To be clear: neither did Kuldeep bust the game open for India on the day, nor did one particular wicket he took prove to be a turning point. At 75/4, Bangladesh were already on the ropes when skipper Rahul introduced Kuldeep into the attack and the hosts would, in all likelihood, have faltered eventually even if the wrist-spinner hadn’t done what he did. 

However, the 10 overs Kuldeep bowled went a long way in showcasing the value an x-factor spinner like him adds to the side. In a matter of half a session, India went from being ahead in the Test to effectively all but winning it. 

It is not often that you see Ravichandran Ashwin struggle, that too against a LHB dominant batting line-up, on a wicket like the one in this Test in Chattogram but Thursday was one of those days. The veteran, at least in his first spell, was uncharacteristically off-colour.

Rahul introduced Ashwin early, meaning the off-spinner bowled 8 of the first 24 overs of the Bangladesh innings, but the 36-year-old was largely innocuous. He beat debutant Zakir Hasan on the outside edge twice in his first three balls of the match, but then went about seven-and-a-half overs posing little to no threat. 

In his post-tea spell, which comprised 7 overs, Ashwin drew less than 12% false shots, the Bangladesh batters managing a control percentage of 88%. This despite the veteran bowling nearly 74% of his balls in the spell to left-handers. 

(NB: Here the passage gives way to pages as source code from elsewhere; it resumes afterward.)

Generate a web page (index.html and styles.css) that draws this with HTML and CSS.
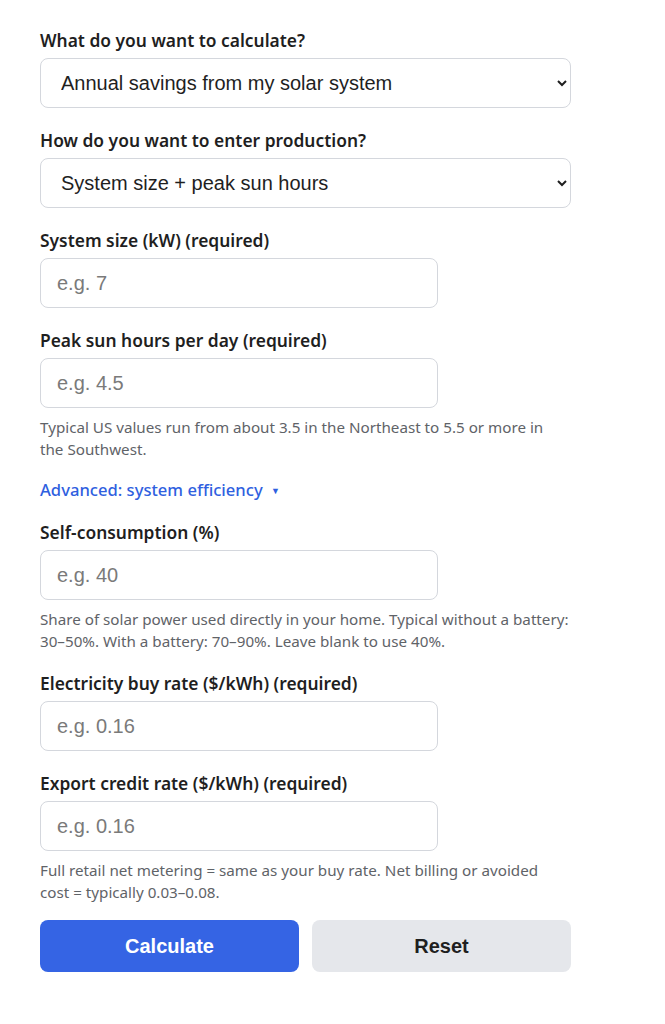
FILE: index.html
```html
<!DOCTYPE html>
<html lang="en">
<head>
<meta charset="utf-8">
<title>Solar savings calculator</title>
<link rel="stylesheet" href="styles.css">
</head>
<body>
<form class="calc">
  <div class="field">
    <label class="label" for="mode">What do you want to calculate?</label>
    <select id="mode" class="control select">
      <option>Annual savings from my solar system</option>
    </select>
  </div>
  <div class="field">
    <label class="label" for="entry">How do you want to enter production?</label>
    <select id="entry" class="control select">
      <option>System size + peak sun hours</option>
    </select>
  </div>
  <div class="field">
    <label class="label" for="size">System size (kW) (required)</label>
    <input id="size" class="control input" placeholder="e.g. 7">
  </div>
  <div class="field field-help">
    <label class="label" for="sun">Peak sun hours per day (required)</label>
    <input id="sun" class="control input" placeholder="e.g. 4.5">
    <p class="help">Typical US values run from about 3.5 in the Northeast to 5.5 or more in the&nbsp;Southwest.</p>
  </div>
  <div class="field field-link">
    <a class="advanced" href="#">Advanced: system efficiency <span class="caret">▼</span></a>
  </div>
  <div class="field field-help">
    <label class="label" for="self">Self-consumption (%)</label>
    <input id="self" class="control input" placeholder="e.g. 40">
    <p class="help">Share of solar power used directly in your home. Typical without a battery: 30–50%. With a battery: 70–90%. Leave blank to use 40%.</p>
  </div>
  <div class="field">
    <label class="label" for="buy">Electricity buy rate ($/kWh) (required)</label>
    <input id="buy" class="control input" placeholder="e.g. 0.16">
  </div>
  <div class="field field-help">
    <label class="label" for="exp">Export credit rate ($/kWh) (required)</label>
    <input id="exp" class="control input" placeholder="e.g. 0.16">
    <p class="help">Full retail net metering = same as your buy rate. Net billing or avoided cost = typically 0.03–0.08.</p>
  </div>
  <div class="actions">
    <button type="button" class="btn btn-primary">Calculate</button>
    <button type="button" class="btn btn-secondary">Reset</button>
  </div>
</form>
</body>
</html>
```
FILE: styles.css
```css
html, body {
  margin: 0;
  padding: 0;
  background: #ffffff;
}
body {
  font-family: "Noto Sans", "Open Sans", sans-serif;
  color: #1f1f1f;
}
.calc {
  width: 531px;
  padding: 28px 0 40px 40px;
  display: flex;
  flex-direction: column;
}
.field {
  display: flex;
  flex-direction: column;
  margin-bottom: 20px;
}
.field-help {
  margin-bottom: 19px;
}
.field-link {
  margin-bottom: 18px;
}
.label {
  font-size: 17.4px;
  font-weight: 600;
  line-height: 24px;
  margin-bottom: 6px;
  color: #1f1f1f;
}
.control {
  box-sizing: border-box;
  height: 50px;
  border: 1px solid #d4d7dd;
  border-radius: 8px;
  background: #ffffff;
  font-family: "Liberation Sans", Arial, sans-serif;
  font-size: 20px;
  color: #1f1f1f;
}
.select {
  width: 531px;
  padding: 0 8px 0 16px;
}
.input {
  width: 398px;
  padding: 0 16px;
}
.input::placeholder {
  color: #7a7a7a;
}
.help {
  margin: 8px 0 0;
  font-size: 15.2px;
  line-height: 22px;
  color: #5f6368;
  width: 531px;
}
.advanced {
  color: #2f5fe0;
  text-decoration: none;
  font-size: 16.6px;
  line-height: 22px;
  font-weight: 500;
}
.caret {
  font-size: 9px;
  vertical-align: 2px;
  margin-left: 4px;
}
.actions {
  display: flex;
  gap: 13px;
  margin-top: -2px;
}
.btn {
  flex: 1;
  height: 52px;
  border: none;
  border-radius: 8px;
  font-family: "Liberation Sans", Arial, sans-serif;
  font-size: 20px;
  font-weight: 700;
}
.btn-primary {
  background: #3564e4;
  color: #ffffff;
}
.btn-secondary {
  background: #e5e7eb;
  color: #1f1f1f;
}
```
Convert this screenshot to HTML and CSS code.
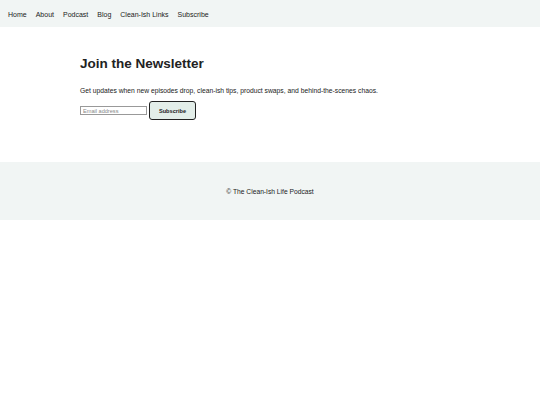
FILE: index.html
```html
<!DOCTYPE html>
<html lang="en">
<head>
<meta charset="utf-8">
<title>Join the Newsletter</title>
<link rel="stylesheet" href="styles.css">
</head>
<body>
<header class="site-header">
  <nav class="nav">
    <a href="#">Home</a>
    <a href="#">About</a>
    <a href="#">Podcast</a>
    <a href="#">Blog</a>
    <a href="#">Clean-Ish Links</a>
    <a href="#">Subscribe</a>
  </nav>
</header>
<main class="main">
  <h1 class="title">Join the Newsletter</h1>
  <p class="lead">Get updates when new episodes drop, clean-ish tips, product swaps, and behind-the-scenes chaos.</p>
  <form class="signup">
    <input class="email" type="email" placeholder="Email address">
    <button class="btn" type="button">Subscribe</button>
  </form>
</main>
<footer class="site-footer">
  <p>© The Clean-Ish Life Podcast</p>
</footer>
</body>
</html>
```

FILE: styles.css
```css
* { box-sizing: border-box; }
html, body { margin: 0; padding: 0; background: #fff; }
body {
  font-family: "Liberation Sans", Arial, sans-serif;
  color: #222;
}
.site-header {
  background: #f1f5f4;
  height: 27px;
  display: flex;
  align-items: center;
  padding: 1px 8px 0;
}
.nav {
  display: flex;
  gap: 9px;
}
.nav a {
  color: #222;
  text-decoration: none;
  font-size: 7px;
}
.main {
  padding: 29px 80px 42px;
}
.title {
  margin: 0;
  font-size: 13.5px;
  font-weight: bold;
  color: #222;
  line-height: 16px;
}
.lead {
  margin: 15px 0 0;
  font-size: 6.75px;
  line-height: 8px;
  color: #222;
}
.signup {
  display: flex;
  align-items: center;
  gap: 2px;
  margin-top: 6px;
}
.email {
  width: 67px;
  height: 9px;
  border: 1px solid #999;
  font-family: inherit;
  font-size: 5.6px;
  padding: 0 2px;
  margin: 0;
}
.email::placeholder { color: #888; }
.btn {
  width: 47px;
  height: 19px;
  border: 1px solid #222;
  border-radius: 3px;
  background: #e3eee9;
  font-family: inherit;
  font-size: 5.6px;
  font-weight: bold;
  color: #222;
  padding: 0;
}
.site-footer {
  background: #f1f5f4;
  height: 58px;
  display: flex;
  align-items: center;
  justify-content: center;
}
.site-footer p {
  margin: 0;
  font-size: 6.7px;
  color: #222;
}
```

So while on one end the seamers were relentlessly testing the batters, the hosts, surprisingly, had respite on the other, where Ashwin was operating. This is something that tends to happen on SENA wickets but in the sub-continent? Against a LHB dominant side on a turning track? You rarely see it, if ever.

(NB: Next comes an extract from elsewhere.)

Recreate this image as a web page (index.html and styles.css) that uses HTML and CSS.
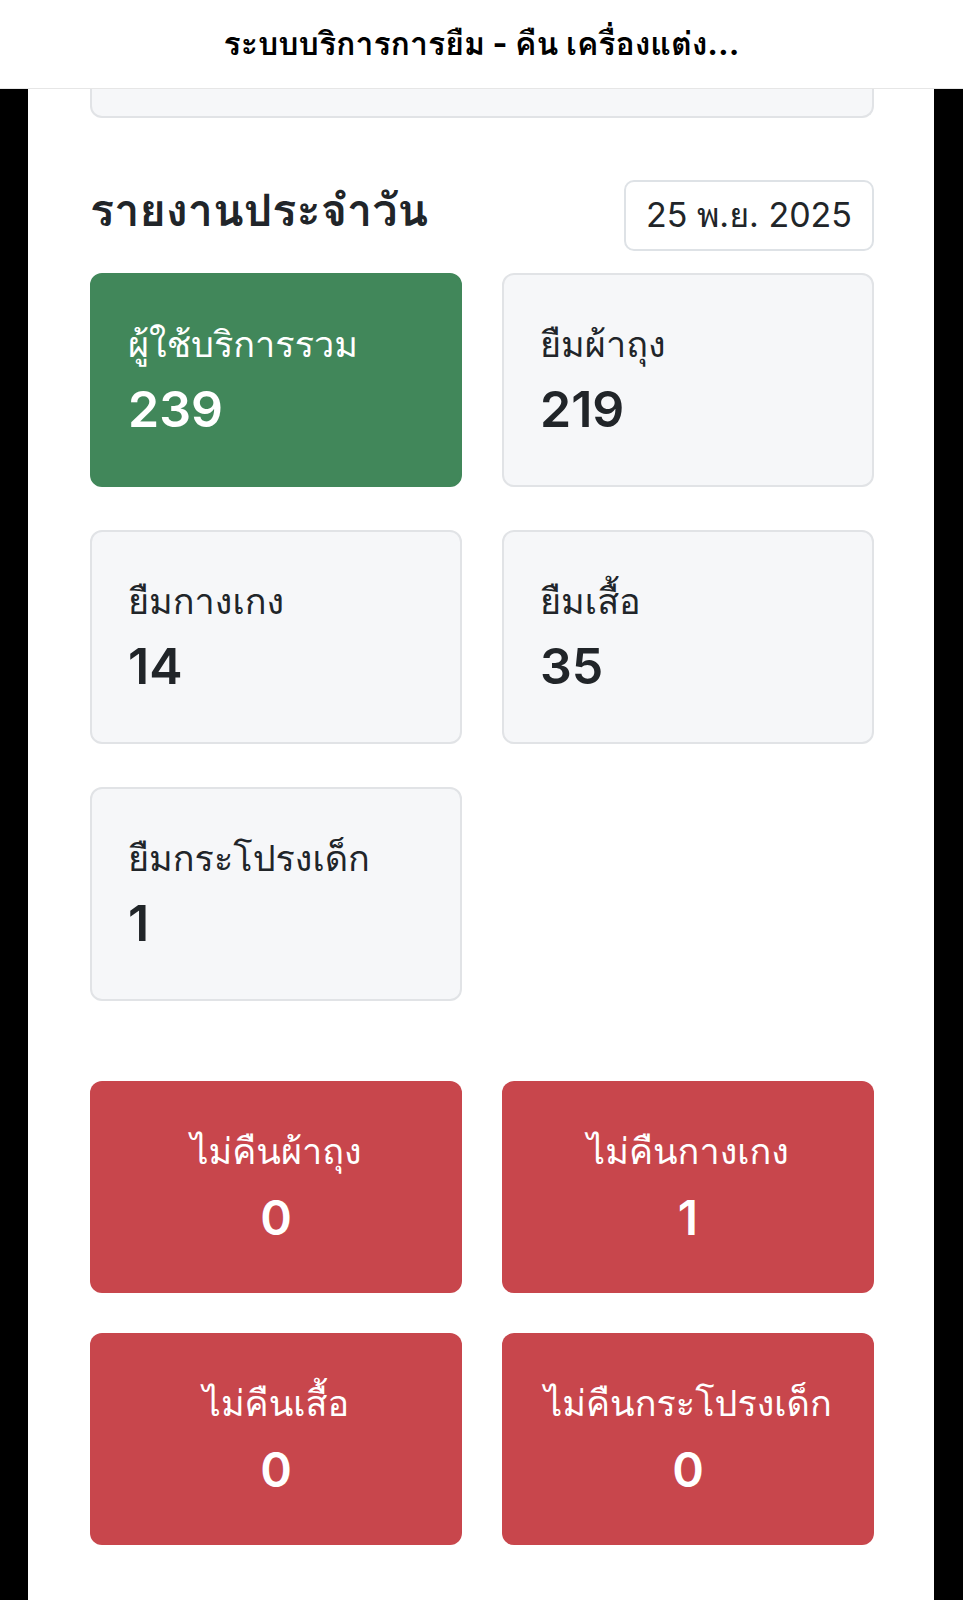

India had Bangladesh where they wanted but, bizarre as it may sound, they needed a spinner to deliver the knockout blow that Ashwin was not able to land.

We will never know what would have unfolded had Rahul not had the luxury of having a wrist-spinner in the side. But with Kuldeep at his disposal, Rahul decided to go for the kill and unleashed the wicked wrists of the 28-year-old.

What followed next was absolute annihilation.

In one of the most remarkable displays of spin bowling all year, Kuldeep bulldozed the Bangladesh batting as he picked 4 wickets in his first 36 balls to leave the hosts floored. For about 90 minutes in Chattogram, it was absolute carnage.

It took the wrist-spinner just two balls to strike as he had Shakib caught at first slip. He needed 23 more balls to add to his tally, but the wicketless 23-ball period was a phase in which he absolutely tormented the batters.

Sending Shakib back to the hut meant that Kuldeep had the luxury of bowling to two right-handers — Nurul and Mushfiqur — and boy he pounced on the opportunity. He turned the ball miles (absolutely miles), prudently used the googly and humiliated the two batters ball after ball, embarrassing them on both the outside and inside edge. 

As if the turn wasn’t hard enough to negate, the inconsistent bounce on the wicket made life impossible for Nurul and Mushfiqur. So much so that at one point, it felt like the two batters had only two options at their disposal: either laugh, or cry.

Every ball was followed by a ‘oooh’ or an ‘aaaah’ and it was absolute chaos in the middle. 

It would have been a travesty had Kuldeep ended the day with no more wickets, but justice prevailed as he was rightly and deservedly rewarded with three more scalps.

It is not uncommon for spinners to wreak havoc in such fashion on raging turners, but usually, in such cases, you see batters being troubled by every spinner. Astonishingly enough, that was far from the case in the final session.

On one end, you had Kuldeep making a mockery of the batters but on the other there was Axar, who created a grand total of zero opportunities. Barely a half-chance, even.

Axar bowled all his seven overs on the day in tandem with Kuldeep, but he drew just 14.2% false shots; the Bangladesh batters batted with a control percentage of 85.7% against the left-arm spinner.

In comparison, Kuldeep drew a mind-boggling false-shot percentage of 33.3%. He was head and shoulders above every other bowler in the Test.

Forget this particular Test. Here’s just how good (and crazy) Kuldeep’s spell today was: in all Tests played so far in 2022, there have only been two instances where a spinner has managed to draw a similar or higher false-shot percentage than Kuldeep did today: Simon Harmer vs Bangladesh in Port Elizabeth and Nathan Lyon vs Sri Lanka in Galle. 

In the case of both Lyon and Harmer, the opposition batters struggled against all spinners, their (spin) partners accounting for six and seven other wickets in the innings respectively.

Today in Chattogram, Axar and Ashwin were unable to strike even once in 17 overs, registering combined figures of 0/44.

All things considered, the 10 overs Kuldeep bowled today were right up there as the best by a spinner all year.

Only time will tell if this showing today from Kuldeep will turn out to be a mere wild one-off, or the start of a renaissance in red-ball cricket.  The management, and every Indian fan, would be hoping that it’s the latter, for it could be a potential game-changer for India in Tests.

As things stand, Axar Patel has the third-spinner spot nailed on for the Border Gavaskar Trophy, but if Kuldeep can find a way to churn out similar performances across the next three innings in this series, he’ll certainly have the management thinking. Particularly if he can also continue to be solid with the bat.

For as we witnessed today, having an x-factor, a point of difference in the XI is always invaluable. 

Turns out, the management knew exactly what they were doing when they gave Kuldeep the nod ahead of Saurabh Kumar.